The French Institut de Radioprotection et de Sûreté Nucléaire (IRSN ) was created in February 2002 to take over the responsibilities of the Institut de Protection et de Sûreté Nucléaire (IPSN) and the Office de Protection contre Rayonnements Ionisants (OPRI). The IRSN chose the occasion of the April anniversary of the Chernobyl accident to enter on the scene with a paper presenting its research programme at Chernobyl, and summarising the state of knowledge about the accident.

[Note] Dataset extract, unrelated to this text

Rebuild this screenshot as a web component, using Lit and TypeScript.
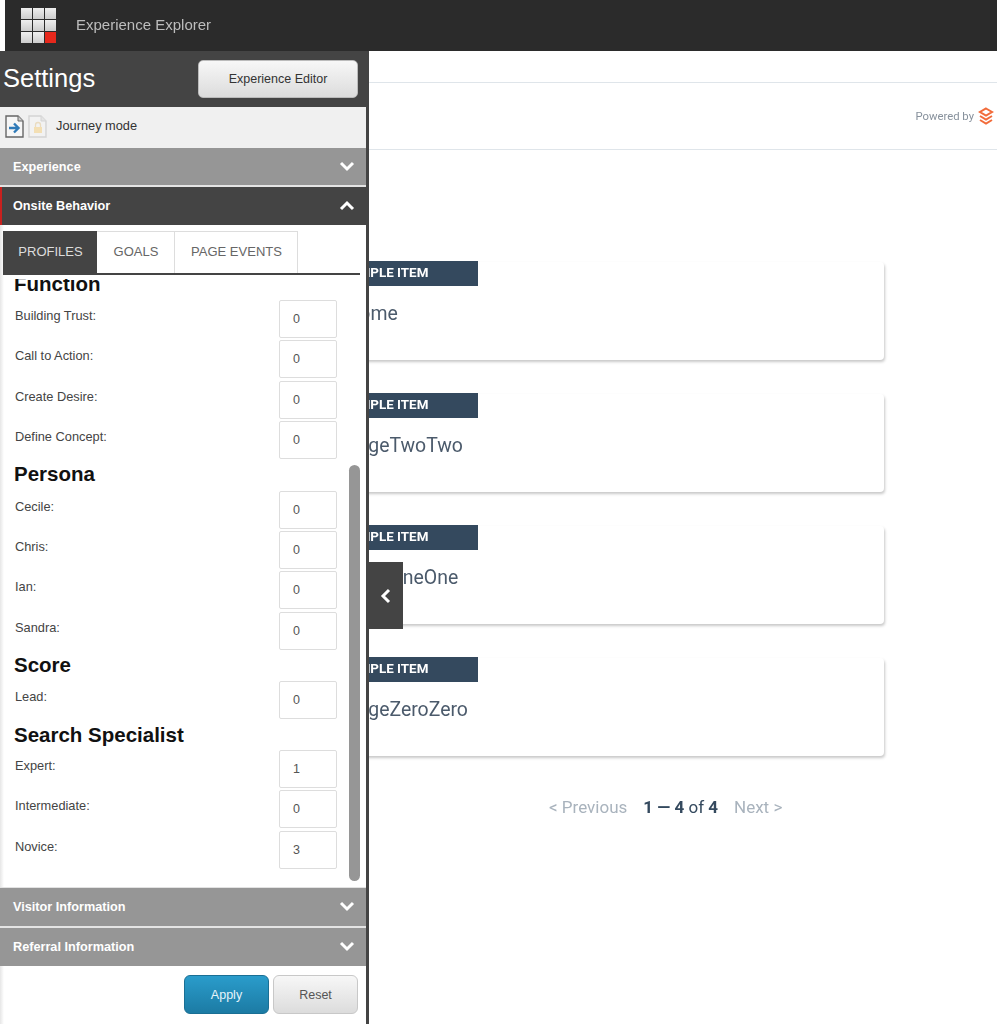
import { LitElement, html, css } from "lit";
import { customElement } from "lit/decorators.js";

const groups: { title: string; rows: [string, string][] }[] = [
  { title: "Function", rows: [["Building Trust:", "0"], ["Call to Action:", "0"], ["Create Desire:", "0"], ["Define Concept:", "0"]] },
  { title: "Persona", rows: [["Cecile:", "0"], ["Chris:", "0"], ["Ian:", "0"], ["Sandra:", "0"]] },
  { title: "Score", rows: [["Lead:", "0"]] },
  { title: "Search Specialist", rows: [["Expert:", "1"], ["Intermediate:", "0"], ["Novice:", "3"]] },
];
const cards = ["Home", "PageTwoTwo", "PageOneOne", "PageZeroZero"];

const chevron = (d: "up" | "down" | "left") => {
  const p = d === "down" ? "M2 4 L8 10 L14 4" : d === "up" ? "M2 11 L8 5 L14 11" : "M10 2 L4 8 L10 14";
  return html`<svg class="chev" width="16" height="16" viewBox="0 0 16 16"><path d="${p}" fill="none" stroke="#fff" stroke-width="3"/></svg>`;
};

@customElement("app-root")
export class AppRoot extends LitElement {
  static styles = css`
    :host { display: block; position: relative; height: 1024px; overflow: hidden; background: #fff; font-family: "Liberation Sans", Arial, sans-serif; }
    .blur { height: 100%; filter: blur(0.5px); }
    .top { height: 51px; margin-left: 5px; background: #2b2b2b; display: flex; align-items: center; gap: 20px; padding-left: 16px; box-sizing: border-box; }
    .top span { color: #bdbdbd; font-size: 15px; padding-bottom: 2px; }
    .grid { display: grid; grid-template-columns: repeat(3, 11px); grid-auto-rows: 11px; gap: 1px; width: 35px; }
    .grid i { background: linear-gradient(#efefef, #cdcdcd); }
    .grid i.red { background: #e6281c; }
    .strip { margin-top: 31px; height: 66px; border-top: 1px solid #dfe5ea; border-bottom: 1px solid #dfe5ea; display: flex; align-items: center; justify-content: flex-end; gap: 4px; padding-right: 3px; font-family: Roboto, sans-serif; font-size: 11.3px; color: #87919c; }
    .list { margin: 112px 0 0 330px; width: 554px; display: flex; flex-direction: column; gap: 34px; font-family: Roboto, sans-serif; }
    .card { height: 98px; border-radius: 4px; box-shadow: 1px 2px 3px rgba(0,0,0,.22); background: #fff; }
    .tag { display: inline-block; margin-top: -1px; height: 25px; line-height: 24px; padding: 0 50px 0 11.4px; background: #34495e; color: #fff; font-size: 13.4px; font-weight: 700; }
    .ttl { margin: 13px 0 0 15.5px; font-size: 19.44px; line-height: 30px; color: #4b5a6b; }
    .pager { margin: 39.5px 0 0 549px; display: flex; gap: 16px; font-family: Roboto, sans-serif; font-size: 17px; line-height: 22px; color: #a9b3bd; white-space: nowrap; }
    .pager b { font-weight: 700; color: #34495e; }
    .pager .cur { color: #34495e; }

    .panel { position: absolute; left: 0; top: 51px; bottom: 0; width: 369px; box-sizing: border-box; border-right: 3px solid #444; background: linear-gradient(90deg, #e6e6e6, #fff 4px); display: flex; flex-direction: column; }
    .head { height: 56px; flex: none; background: #444; display: flex; align-items: center; justify-content: space-between; padding: 0 11px 0 3px; box-sizing: border-box; color: #fff; font-size: 25.5px; margin-right: -3px; }
    .head span { padding-bottom: 2px; }
    .btn { box-sizing: border-box; border: 1px solid #ccc; border-radius: 5px; background: linear-gradient(#f7f7f7, #dcdcdc); color: #333; font: 12.5px "Liberation Sans", Arial, sans-serif; display: flex; align-items: center; justify-content: center; }
    .head .btn { width: 160px; height: 38px; border-color: #bbb; margin-top: -1px; }
    .journey { height: 41px; flex: none; background: #f0f0f0; display: flex; align-items: center; padding: 0 0 3px 5px; font-size: 12.8px; color: #333; box-sizing: border-box; }
    .journey svg { margin-right: 4px; }
    .journey span { margin-left: 5px; padding-bottom: 2px; }
    .sec { height: 39px; flex: none; box-sizing: border-box; display: flex; align-items: center; justify-content: space-between; padding: 0 11px 0 13px; background: #969696; border-bottom: 2px solid #e4e4e4; color: #fff; font-size: 12.7px; font-weight: 700; }
    .sec.open { height: 38px; background: #444; border-bottom: 0; border-left: 2px solid #c9211e; padding-left: 11px; margin-right: -3px; padding-right: 14px; }
    .sec.vis { height: 40px; }
    .sec.ref { height: 38px; border-bottom: 0; }
    .tabs { margin: 6px 0 0 3px; width: 357px; height: 44px; flex: none; display: flex; box-sizing: border-box; border-bottom: 2px solid #444; }
    .tab { box-sizing: border-box; display: flex; align-items: center; justify-content: center; padding: 0 0 2px 1px; font-size: 13px; color: #666; border: 1px solid #ddd; border-left: 0; border-bottom: 0; }
    .tab.on { width: 94px; background: #444; color: #ddd; border: 0; }
    .tab.goals { width: 78px; }
    .tab.events { width: 123px; }
    .scroll { position: relative; height: 608px; margin-top: 4px; flex: none; overflow: hidden; border-bottom: 1px solid #e2e2e2; padding-left: 14px; }
    .inner { margin-top: -8.3px; }
    h3 { margin: 0; height: 29.3px; line-height: 26px; font-size: 20.5px; font-weight: 700; color: #111; }
    h3.last { height: 28.6px; }
    .row { height: 38px; margin-bottom: 2.33px; display: flex; justify-content: space-between; padding-right: 29px; font-size: 12.8px; color: #444; line-height: 31px; }
    .row label { padding-left: 1px; }
    .val { box-sizing: border-box; width: 58px; height: 38px; border: 1px solid #ddd; border-radius: 2px; padding-left: 13px; line-height: 36px; font-size: 12.5px; color: #555; }
    .bar { position: absolute; left: 349px; top: 186px; width: 11px; height: 416px; border-radius: 6px; background: #969696; }
    .foot { flex: 1; display: flex; justify-content: flex-end; gap: 4px; padding: 9px 8px 0 0; align-items: flex-start; }
    .foot .btn { width: 85px; height: 39px; border-radius: 6px; color: #555; border-color: #c8c8c8; }
    .foot .apply { background: linear-gradient(#2a9ccb, #1c7ba4); color: #e8f4fa; border-color: #1a6f94; }
    .collapse { position: absolute; left: 366px; top: 562px; width: 37px; height: 67px; background: #444; display: flex; align-items: center; justify-content: center; padding-left: 5px; box-sizing: border-box; }
  `;

  render() {
    return html`<div class="blur">
      <div class="top">
        <div class="grid">${Array.from({ length: 9 }, (_, i) => html`<i class="${i === 8 ? "red" : ""}"></i>`)}</div>
        <span>Experience Explorer</span>
      </div>
      <div class="strip">
        <span>Powered by</span>
        <svg width="16" height="19" viewBox="0 0 16 19" fill="none" stroke="#f26b3a" stroke-width="2">
          <path d="M8 1.5 L14 5 L8 8.5 L2 5 Z"/>
          <path d="M2 9 L8 12.5 L14 9"/>
          <path d="M2 13 L8 16.5 L14 13"/>
        </svg>
      </div>
      <div class="list">
        ${cards.map((c) => html`<div class="card"><div class="tag">SAMPLE ITEM</div><div class="ttl">${c}</div></div>`)}
      </div>
      <div class="pager">
        <span>&lt; Previous</span>
        <span class="cur"><b>1 — 4</b> of <b>4</b></span>
        <span>Next &gt;</span>
      </div>
      <div class="panel">
        <div class="head"><span>Settings</span><div class="btn">Experience Editor</div></div>
        <div class="journey">
          <svg width="19" height="23" viewBox="0 0 19 23">
            <path d="M1 1 H13 L18 6 V22 H1 Z" fill="#f6f6f6" stroke="#666" stroke-width="1.4"/>
            <path d="M13 1 V6 H18" fill="#ccc" stroke="#666"/>
            <path d="M4 13 H13 M9 8.5 L13.5 13 L9 17.5" fill="none" stroke="#2f7ab8" stroke-width="2.4"/>
          </svg>
          <svg width="19" height="23" viewBox="0 0 19 23">
            <path d="M1 1 H13 L18 6 V22 H1 Z" fill="#f2f2f2" stroke="#d4d4d4" stroke-width="1.4"/>
            <path d="M13 1 V6 H18" fill="#e4e4e4" stroke="#d4d4d4"/>
            <rect x="6" y="12" width="8" height="6" fill="#f3dfb4"/>
            <path d="M7.5 12 V10 a2.5 2.5 0 0 1 5 0 V12" fill="none" stroke="#eadcc0" stroke-width="1.3"/>
          </svg>
          <span>Journey mode</span>
        </div>
        <div class="sec"><span>Experience</span>${chevron("down")}</div>
        <div class="sec open"><span>Onsite Behavior</span>${chevron("up")}</div>
        <div class="tabs">
          <div class="tab on">PROFILES</div>
          <div class="tab goals">GOALS</div>
          <div class="tab events">PAGE EVENTS</div>
        </div>
        <div class="scroll">
          <div class="inner">
            ${groups.map((g, i) => html`<h3 class="${i === groups.length - 1 ? "last" : ""}">${g.title}</h3>${g.rows.map(([l, v]) => html`<div class="row"><label>${l}</label><div class="val">${v}</div></div>`)}`)}
          </div>
          <div class="bar"></div>
        </div>
        <div class="sec vis"><span>Visitor Information</span>${chevron("down")}</div>
        <div class="sec ref"><span>Referral Information</span>${chevron("down")}</div>
        <div class="foot"><div class="btn apply">Apply</div><div class="btn">Reset</div></div>
      </div>
      <div class="collapse">${chevron("left")}</div>
    </div></div>`;
  }
}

The anniversary presentation covered some elements of the "Franco-German Chernobyl Initiative" undertaken with the German counterpart GRS: the epidemiology of thyroid disease in Ukraine, Belarus and the most contaminated regions of Russia; radioecology studies in the exclusion zone around the site of the accident, notably uptake of chloride and iodide in representative food plants and in representative soils; and the migration of Sr-90 in groundwater.
The report deals with the present state and future of the reactor site; consequences for public health in the region; the environment and ecology of the heavily contaminated areas (the exclusion zone) and their management; and the impact on France.
The IRSN works with international and regional bodies in its fields of competence. The organisation has a staff of 1500 engineers, research workers, physicians, agricultural engineers, veterinarians, and technicians. Its annual budget is about E250 million, 85% of which is provided by the French government.